Every winter coughs and sneezes run rampant through the population, but some people find themselves sick with the common cold time and again whereas others do not. Although immune memory generated from previous infections can partially explain why some people might be protected, it is not sufficient to explain the whole story.
Researchers at Imperial College London trying to better understand what makes us susceptible to the common cold, looked at the state of the airways in healthy volunteers before exposing them to Respiratory Syncytial Virus (RSV). RSV is one of a number of viruses which can cause common cold symptoms in healthy adults, but it can prove fatal in infants and the elderly.
In a paper published in Science, these researchers showed that people with bacteria-fighting cells, called neutrophils, in their airways before viral exposure were more likely to become infected with RSV. In this case, by being primed to tackle bacterial infections, their immune systems were less prepared to fight off a virus.

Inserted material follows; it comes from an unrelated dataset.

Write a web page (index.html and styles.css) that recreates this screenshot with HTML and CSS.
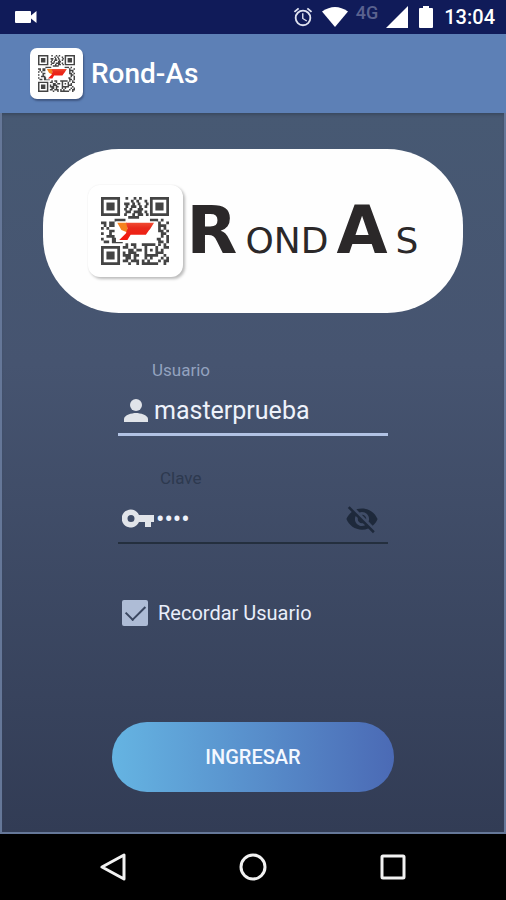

This finding could be used to identify people who might be more likely to become infected with RSV as well as further our understanding of how viruses affect us. These findings may prove relevant for other viruses such as influenza and coronaviruses.
Such a discovery would not have been possible without a challenge study in which study volunteers are safely exposed to the virus. This allows researchers to capture information before, during and after viral exposure, something which researchers at Imperial College London now hope to do with Sars-CoV-2, the virus responsible for the COVID-19 pandemic.